Honey-and-mustard chicken with potato salad

honey and mustard chicken recipe
Prep time
90min
Cook time
30min
Serves
4

Whether you use mild or hot mustard, this classic combination of flavours will let your tastebuds sing!

Ingredients:

Chicken 
  • 8 pieces of chicken (drumsticks and/or thighs)
  • 2 Tbsp (30ml) canola oil
  • 1/4 cup (60ml) honey
  • 1/4 cup (60ml) mustard
  • salt and pepper
Potato salad
  • 1.2kg potatoes, cut into approximately 2x2cm chunks
  • 4 medium-large pickles, roughly chopped
  • 1 cup (250ml) mayonnaise
  • salt and pepper

Method:

Chicken
  • In a bowl, mix the oil, a pinch of salt and pepper, honey and mustard.
  • Pour half of this mixture over the chicken and toss. Allow to marinate for 1 hour. Keep the remaining mixture for basting during cooking.
  • Heat the grill or braai to a medium heat.
  • Cook the chicken pieces skin-side down for 5 minutes; then turn over.

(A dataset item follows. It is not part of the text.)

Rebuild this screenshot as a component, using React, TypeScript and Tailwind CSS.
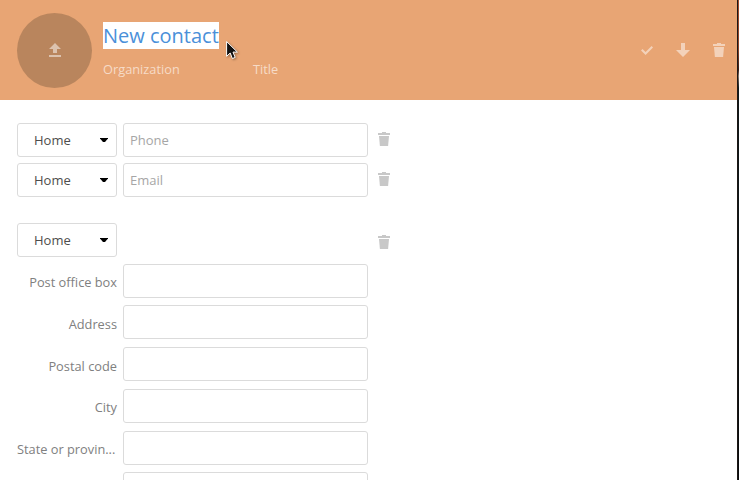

Continue for about 20 minutes, until the chicken is thoroughly cooked. Baste occasionally during cooking.
Potato salad
  • Place the potatoes into a pot, cover with water and add a generous pinch of salt.
  • Place it on the stovetop and bring to a boil. Turn down to a simmer, and allow to cook until al dente. Strain.
  • Once cool, add the pickles, mayonnaise and salt & pepper to taste.
  • Gently toss to coat evenly.
  • Serve the chicken with the creamy potato salad on the side.